It turned out to be a perfect crime, pulled off 90 years ago in a tiny Queensland’s Outback town – and now as film makers arrive to tell the story, the state’s most recognisable federal politician admits the role his own family probably played.

Bob Katter to become the 'Father of the House'

It has to rate as Australia’s perfect crime and 90 years after “The Great Cloncurry Bank Robbery,’’ a Queensland federal politician admits his own family probably gave the crooks the perfect alibi.

The story of the bank robbery on the night of the 1932 Queensland elections has been rattling skeletons in family closets across the state’s north west for generations, and is about to get a new lease of life as a movie.

“The Bank Manager,’’ by Quamby Studios’ Luke and Madeleine Chaplan, is a short film based on the legendary robbery which never resulted in one charge, let alone a conviction.

Filming under way around Cloncurry, in western Queensland.
Filming under way around Cloncurry, in western Queensland.

The heist across two banks netted the robbers 14000 pounds which, by Australian Reserve Bank calculations, represents just over $1.4 million in today’s currency.

The Cloncurry Shire Council is 100 per cent behind the movie, leveraging the production to go after big Hollywood big game such as Steve Spielberg and Baz Luhrmann.

The Coen Brothers, with their genius for the Western genre, could use the landscape surrounding the town to effortlessly turn the yarn into a global blockbuster.

Shire Mayor Greg Campbell says the council has all the filmmaking incentive in place and is issuing an open invitation to Hollywood elites to pay a visit:

“I’ll take you for a drive – send your scouts,’’ he says.

The story itself barely needs embellishment, and incorporates the financial catastrophe of the Great Depression, the cruelty of our early 20th Century banking system and the tacit tolerance of nonviolent criminality that has been part of the Australian collective character since convict settlement.

The federal member for Kennedy, Bob Katter, who at age 77 qualifies as a living historical artefact, has more than a century of family lore to draw on to flesh out the details of the crime which were passed on to him by his father, uncles and grandfathers, townspeople and graziers.

Kennedy MP Bob Katter, 77, says his family hosted a party on the night of the heist, and may have inadvertently provided an alibi for the bandits.
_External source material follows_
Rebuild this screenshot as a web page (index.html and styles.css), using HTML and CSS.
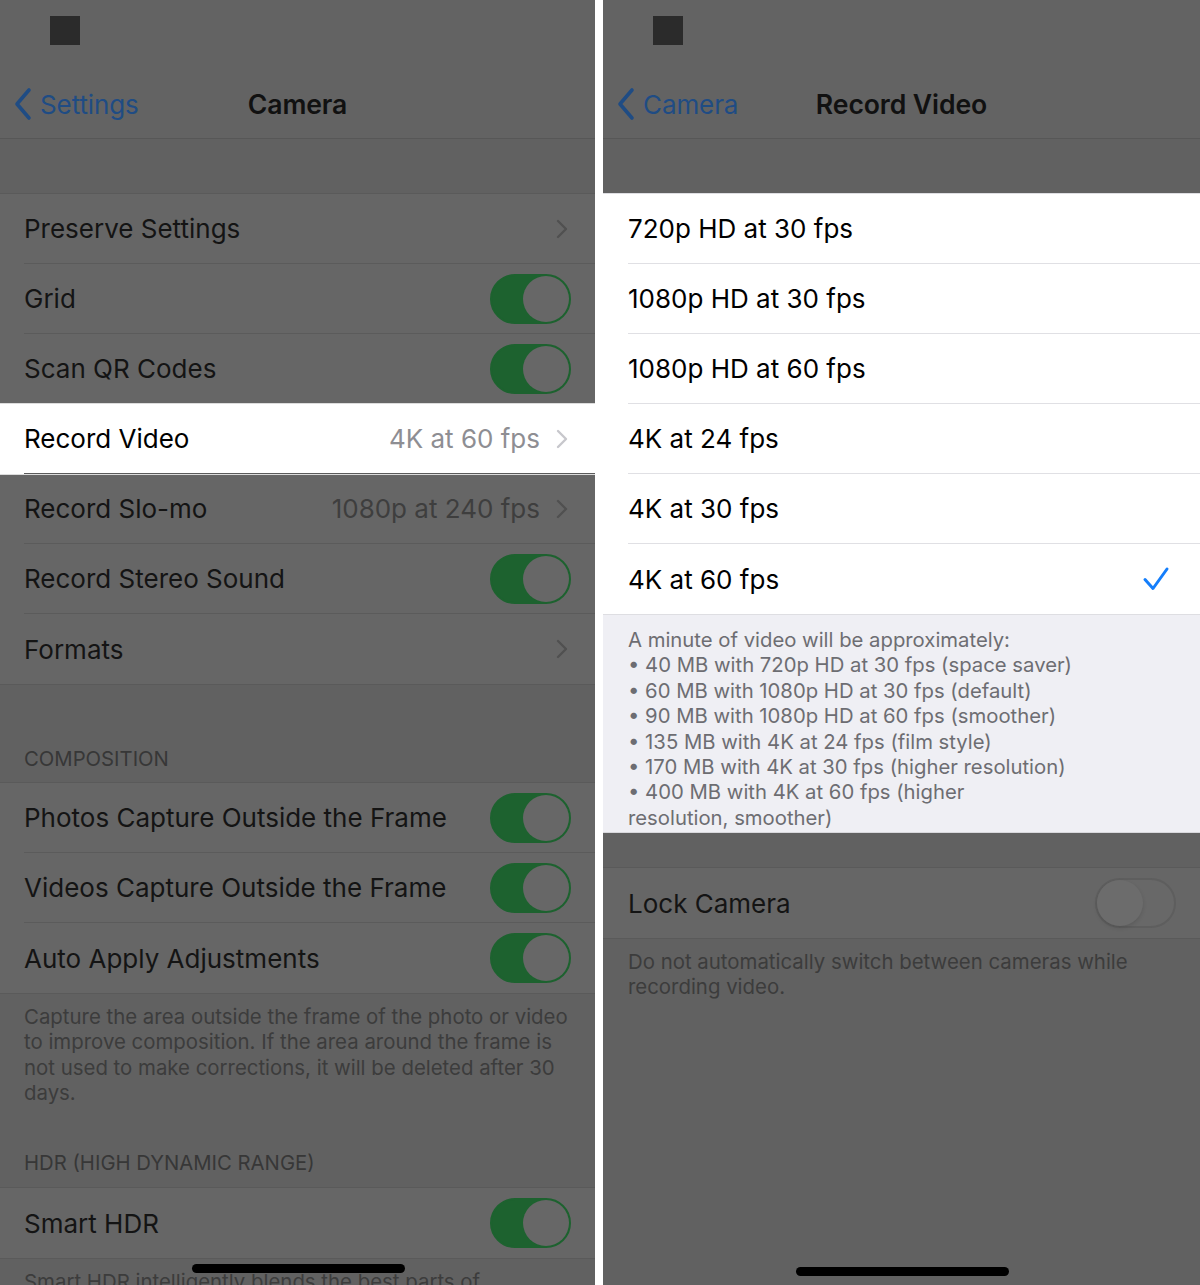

Picture: Brian Cassey
Kennedy MP Bob Katter, 77, says his family hosted a party on the night of the heist, and may have inadvertently provided an alibi for the bandits. Picture: Brian Cassey

It was election night June 11 1932, Labor’s legendary Premier William Forgan-Smith was about to take power with a seven seat majority and the Katter family — strong ALP supporters ever since the 1891 Shearers Strike _ were holding a massive party in Cloncurry.

“When the naughty boys who did that robbery were asked where they were that night, they said they were at our party,’’ Katter says.
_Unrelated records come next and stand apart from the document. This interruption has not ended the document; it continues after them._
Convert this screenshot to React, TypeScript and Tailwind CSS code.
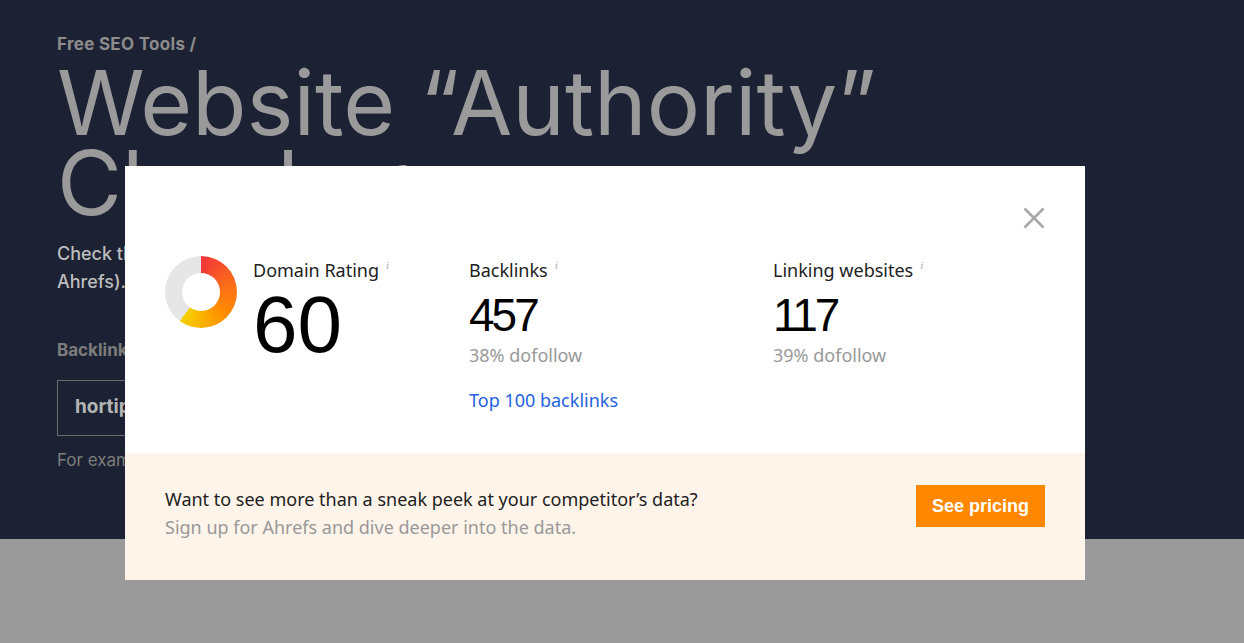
import React from "react";

function Info() {
  return (
    <span className="ml-[7px] relative -top-[8px] text-[11px] italic text-[#aaaaaa] font-['Liberation_Serif',serif]">i</span>
  );
}

function Donut() {
  return (
    <div className="relative w-[72px] h-[72px] rounded-full bg-[conic-gradient(#f2353a_0deg,#fb6a1c_70deg,#ff8a00_130deg,#f8c400_200deg,#f5d000_216deg,#e6e6e6_216deg,#e6e6e6_360deg)]">
      <div className="absolute left-[17px] top-[17px] w-[38px] h-[38px] rounded-full bg-white" />
    </div>
  );
}

export default function App() {
  return (
    <div className="relative w-[1244px] h-[643px] overflow-hidden font-['Noto_Sans',sans-serif]">
      <div className="h-[539px] bg-[#1c2233] pl-[57px] pt-[33px]">
        <div className="text-[17px] font-bold text-[#8c8c8c] font-['Inter',sans-serif] leading-[22px] tracking-[0.3px]">Free SEO Tools /</div>
        <h1 className="mt-[8px] text-[89px] leading-[80px] text-[#9a9a9a] font-['Inter',sans-serif] font-normal tracking-[0px]">
          Website “Authority”
          <br />
          Checker
        </h1>
        <p className="mt-[17px] text-[18px] leading-[28px] text-[#bdbdbd] font-['Inter',sans-serif] font-medium">
          Check the
          <br />
          Ahrefs).
        </p>
        <div className="mt-[42px] text-[17px] font-bold text-[#7c7c7c] font-['Inter',sans-serif]">Backlinks</div>
        <div className="mt-[16px] w-[500px] h-[56px] border border-[#6a6a6a] flex items-center pl-[17px] text-[19px] font-bold text-[#b5b5b5] font-['Inter',sans-serif]">
          hortiplus
        </div>
        <div className="mt-[12px] text-[17px] text-[#7c7c7c] font-['Inter',sans-serif]">For example</div>
      </div>
      <div className="h-[104px] bg-[#9a9a9a]" />

      <div className="absolute left-[125px] top-[166px] w-[960px] h-[414px] bg-white flex flex-col">
        <div className="relative h-[287px] pl-[40px] pt-[90px] flex">
          <button className="absolute right-[40px] top-[41px] w-[22px] h-[22px] text-[#a8a8a8]">
            <svg viewBox="0 0 22 22" width="22" height="22" fill="none" stroke="currentColor" strokeWidth="2.6">
              <path d="M1.5 1.5 L20.5 20.5 M20.5 1.5 L1.5 20.5" />
            </svg>
          </button>
          <div className="w-[304px] flex">
            <Donut />
            <div className="ml-[16px] mt-[2px]">
              <div className="text-[18px] leading-[24px] text-[#222]">
                Domain Rating<Info />
              </div>
              <div className="text-[80px] leading-[72px] mt-[4px] text-black font-['Liberation_Sans',sans-serif]">60</div>
            </div>
          </div>
          <div className="w-[304px] mt-[2px]">
            <div className="text-[18px] leading-[24px] text-[#222]">
              Backlinks<Info />
            </div>
            <div className="mt-[8px] text-[46px] leading-[44px] text-black font-['Liberation_Sans',sans-serif] tracking-[-3px]">457</div>
            <div className="mt-[4px] text-[18px] leading-[28px] text-[#999]">38% dofollow</div>
            <div className="mt-[19px] text-[18px] leading-[24px] text-[#1f63df]">Top 100 backlinks</div>
          </div>
          <div className="mt-[2px]">
            <div className="text-[18px] leading-[24px] text-[#222]">
              Linking websites<Info />
            </div>
            <div className="mt-[8px] text-[46px] leading-[44px] text-black font-['Liberation_Sans',sans-serif] tracking-[-3px]">117</div>
            <div className="mt-[4px] text-[18px] leading-[28px] text-[#999]">39% dofollow</div>
          </div>
        </div>
        <div className="flex-1 bg-[#fef4e9] px-[40px] flex items-start justify-between pt-[32px]">
          <div className="text-[18px] leading-[28px]">
            <div className="text-[#222]">Want to see more than a sneak peek at your competitor’s data?</div>
            <div className="text-[#999]">Sign up for Ahrefs and dive deeper into the data.</div>
          </div>
          <button className="w-[129px] h-[42px] bg-[#ff8800] text-white text-[18px] font-bold font-['Liberation_Sans',sans-serif]">
            See pricing
          </button>
        </div>
      </div>
    </div>
  );
}
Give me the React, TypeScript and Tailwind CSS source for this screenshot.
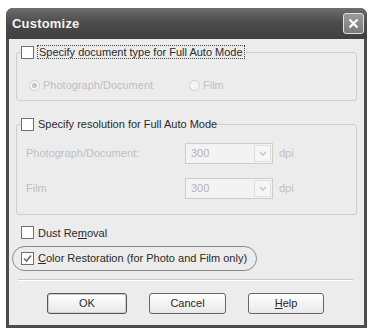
import React from "react";

const font = { fontFamily: '"Liberation Sans", Arial, sans-serif' };

function Check({ checked = false }: { checked?: boolean }) {
  return (
    <span className="inline-flex w-[13px] h-[13px] shrink-0 items-center justify-center border border-[#6f6f6f] bg-white">
      {checked && (
        <svg width="9" height="9" viewBox="0 0 9 9">
          <path d="M1 4.5 L3.5 7 L8 1.5" fill="none" stroke="#6a6a6a" strokeWidth="1.6" />
        </svg>
      )}
    </span>
  );
}

function Radio({ checked = false }: { checked?: boolean }) {
  return (
    <span className="inline-flex w-[11px] h-[11px] shrink-0 items-center justify-center rounded-full border border-[#cfcfcf] bg-[#f4f4f4]">
      {checked && <span className="w-[5px] h-[5px] rounded-full bg-[#c4c4c4]" />}
    </span>
  );
}

function Select() {
  return (
    <div className="flex w-[88px] h-[21px] border border-[#cdcdcd] bg-[#f3f3f3] p-[1px]">
      <span className="flex-1 pl-[4px] text-[11px] leading-[17px] text-[#b5b5b5]">300</span>
      <span className="flex w-[17px] items-center justify-center border border-[#e0e0e0] bg-[#f6f6f6]">
        <svg width="8" height="5" viewBox="0 0 8 5">
          <path d="M1 1 L4 4 L7 1" fill="none" stroke="#c4c4c4" strokeWidth="1.5" />
        </svg>
      </span>
    </div>
  );
}

export default function App() {
  return (
    <div className="w-[373px] h-[328px] bg-white overflow-hidden pt-[8px] pl-[6px]" style={font}>
      <div className="flex h-[320px] w-[361px] flex-col rounded-t-[7px] bg-[#4b4b4b] px-[3px] pb-[3px]">
        {/* title bar */}
        <div className="flex h-[31px] items-center justify-between rounded-t-[7px] bg-gradient-to-b from-[#6e6e6e] via-[#4a4a4a] to-[#404040] -mx-[3px] pl-[6px] pr-[3px]">
          <span className="text-[13px] font-bold text-[#f2f2f2] tracking-[0.2px]">Customize</span>
          <span className="flex h-[21px] w-[21px] items-center justify-center rounded-[3px] border border-[#e0e0e0] bg-gradient-to-b from-[#9a9a9a] to-[#7a7a7a]">
            <svg width="11" height="11" viewBox="0 0 11 11">
              <path d="M1.5 1.5 L9.5 9.5 M9.5 1.5 L1.5 9.5" stroke="#ffffff" strokeWidth="2.2" />
            </svg>
          </span>
        </div>
        {/* body */}
        <div className="flex flex-1 flex-col bg-[#ececec] px-[7px] pt-[6px] text-[11px] text-[#2a2a2a]">
          <fieldset className="rounded-[3px] border border-[#cdcdcd] pb-[6px]">
            <legend className="ml-[4px] flex items-center gap-[3px] pr-[1px]">
              <Check />
              <span className="border border-dotted border-[#444] px-[1px] leading-[12px]">Specify document type for Full Auto Mode</span>
            </legend>
            <div className="flex items-center pl-[12px] pt-[18px] text-[#bfbfbf]">
              <div className="flex w-[160px] items-center gap-[3px]">
                <Radio checked />
                <span>Photograph/Document</span>
              </div>
              <div className="flex items-center gap-[3px]">
                <Radio />
                <span>Film</span>
              </div>
            </div>
          </fieldset>

          <fieldset className="mt-[17px] rounded-[3px] border border-[#cdcdcd] pb-[15px]">
            <legend className="ml-[4px] flex items-center gap-[4px] pr-[1px]">
              <Check />
              <span className="leading-[13px]">Specify resolution for Full Auto Mode</span>
            </legend>
            <div className="flex flex-col gap-[14px] pt-[12px] pl-[9px] text-[#bfbfbf]">
              <div className="flex items-center">
                <span className="w-[159px]">Photograph/Document:</span>
                <Select />
                <span className="ml-[6px]">dpi</span>
              </div>
              <div className="flex items-center">
                <span className="w-[159px]">Film</span>
                <Select />
                <span className="ml-[6px]">dpi</span>
              </div>
            </div>
          </fieldset>

          <div className="mt-[10px] flex items-center gap-[4px] pl-[5px]">
            <Check />
            <span>Dust Re<u>m</u>oval</span>
          </div>

          <div className="mt-[5px] flex h-[25px] w-[245px] items-center gap-[4px] rounded-full border border-[#8a8a8a] pl-[8px] -ml-[4px]">
            <Check checked />
            <span><u>C</u>olor Restoration (for Photo and Film only)</span>
          </div>

          <div className="mt-[8px] ml-[2px] mr-[4px] h-[2px] border-t border-[#c6c6c6] border-b border-b-white" />

          <div className="mt-[12px] flex gap-[22px] pl-[31px]">
            <div className="flex h-[21px] w-[80px] items-center justify-center rounded-[3px] border border-[#555] bg-gradient-to-b from-white to-[#e8e8e8] shadow-[inset_0_0_0_1px_#d0d0d0]">OK</div>
            <div className="flex h-[21px] w-[77px] items-center justify-center rounded-[3px] border border-[#666] bg-gradient-to-b from-white to-[#e8e8e8]">Cancel</div>
            <div className="flex h-[21px] w-[76px] items-center justify-center rounded-[3px] border border-[#666] bg-gradient-to-b from-white to-[#e8e8e8]"><span><u>H</u>elp</span></div>
          </div>
        </div>
      </div>
    </div>
  );
}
“Now, it was pretty much impossible to say they were not at our party because pretty much the whole bloody town was at that party.’’

Katter says in the weeks following the robbery it was clear that much of the town was involved in the conspiracy, from keys to the bank vaults being cut to stolen money being laundered to several “figures of authority’’ being quietly paid off.

Katter says one of the bandits was so unaccustomed to crime he fainted during the robbery.

His confederates had to race across the street to a pub to buy rum to revive him.

Katter says pretty much the whole town conspired to keep the names of the robbers secret, and most felt morally justified in doing so.

“These were respectable people, the sort who were in the front pews at church on Sunday.’’

Looking east along the main street of Cloncurry. File picture: David Martinelli
Looking east along the main street of Cloncurry. File picture: David Martinelli

Australian banks during the Great Depression had no “corporate citizen’’requirement to guide them and no fear of a banking inquiry to incriminate them.

They could ruthlessly foreclose on people who were forced into bankruptcy which then met utter ruin financial and social ruin.

Katter says the wider collective Australian anger at banks was partly behind the decision by Labor Prime Minister Ben Chifley, 15 year after the robbery, to attempt to nationalise Australian banks.

Katter, who has just finished a book of his own about Cloncurry childhood exploits called “Peter Anderson, Ronnie Bakhash, Carly Pearce and Me’’ says he recalls a beloved local character — “Uncle Sid’’ — once loudly proclaiming: “Those dirty banks took money from every single town in Australia during the Depression.

“Only one town stood up and got some of that money back — Cloncurry.’’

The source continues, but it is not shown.